I agree with the sentiment that we should treat each code cleanup as a bug
fix/feature in that we need to test the code vigorously even if _nothing
changed, we just refactored_. Especially when dealing with non-test code,
cleanups and refactors need to be done with a huge amount of detail and care.,
since they risk breaking existing functionality. But this is no different than
any other patch that someone could put up and commit. There is always a risk of
breaking existing functionality. We need to trust committers to do proper
testing and not commit code that is too risky for little benefit.
All of what I've said above assumes that the code cleanup/refactoring is
actually making the cleaner, more readable, and easier to modify/fix. Any
changes that do not meet that criteria should be closed as Won't Fix since they
do not give short term or long term benefit.

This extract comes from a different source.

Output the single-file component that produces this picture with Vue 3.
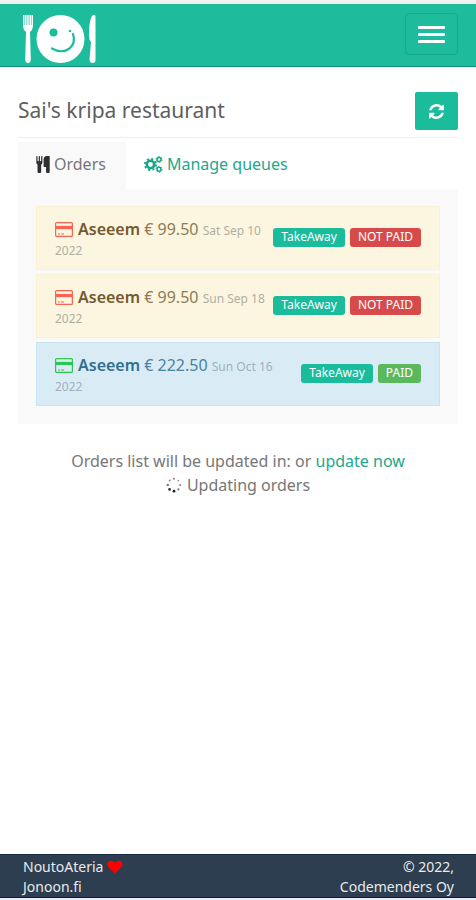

> Replace all MockRM submit method definitions with a builder
> -----------------------------------------------------------
>
> Key: YARN-9052
> URL: https://issues.apache.org/jira/browse/YARN-9052
> Project: Hadoop YARN
> Issue Type: Improvement
> Reporter: Szilard Nemeth
> Assignee: Szilard Nemeth
> Priority: Minor
> Fix For: 3.3.0
>
> Attachments:
> YARN-9052-004withlogs-patch-unit-hadoop-yarn-project_hadoop-yarn_hadoop-yarn-server_hadoop-yarn-server-resourcemanager.txt,
> YARN-9052-testlogs003-justfailed.txt,
> YARN-9052-testlogs003-patch-unit-hadoop-yarn-project_hadoop-yarn_hadoop-yarn-server_hadoop-yarn-server-resourcemanager.txt,
> YARN-9052-testlogs004-justfailed.txt, YARN-9052.001.patch,
> YARN-9052.002.patch, YARN-9052.003.patch, YARN-9052.004.patch,
> YARN-9052.004.withlogs.patch, YARN-9052.005.patch, YARN-9052.006.patch,
> YARN-9052.007.patch, YARN-9052.008.patch, YARN-9052.009.patch,
> YARN-9052.009.patch, YARN-9052.testlogs.002.patch,
> YARN-9052.testlogs.002.patch, YARN-9052.testlogs.003.patch,
> YARN-9052.testlogs.patch
>
>
> MockRM has 31 definitions of submitApp, most of them having more than
> acceptable number of parameters, ranging from 2 to even 22 parameters, which
> makes the code completely unreadable.
> On top of unreadability, it's very hard to follow what RmApp will be produced
> for tests as they often pass a lot of empty / null values as parameters.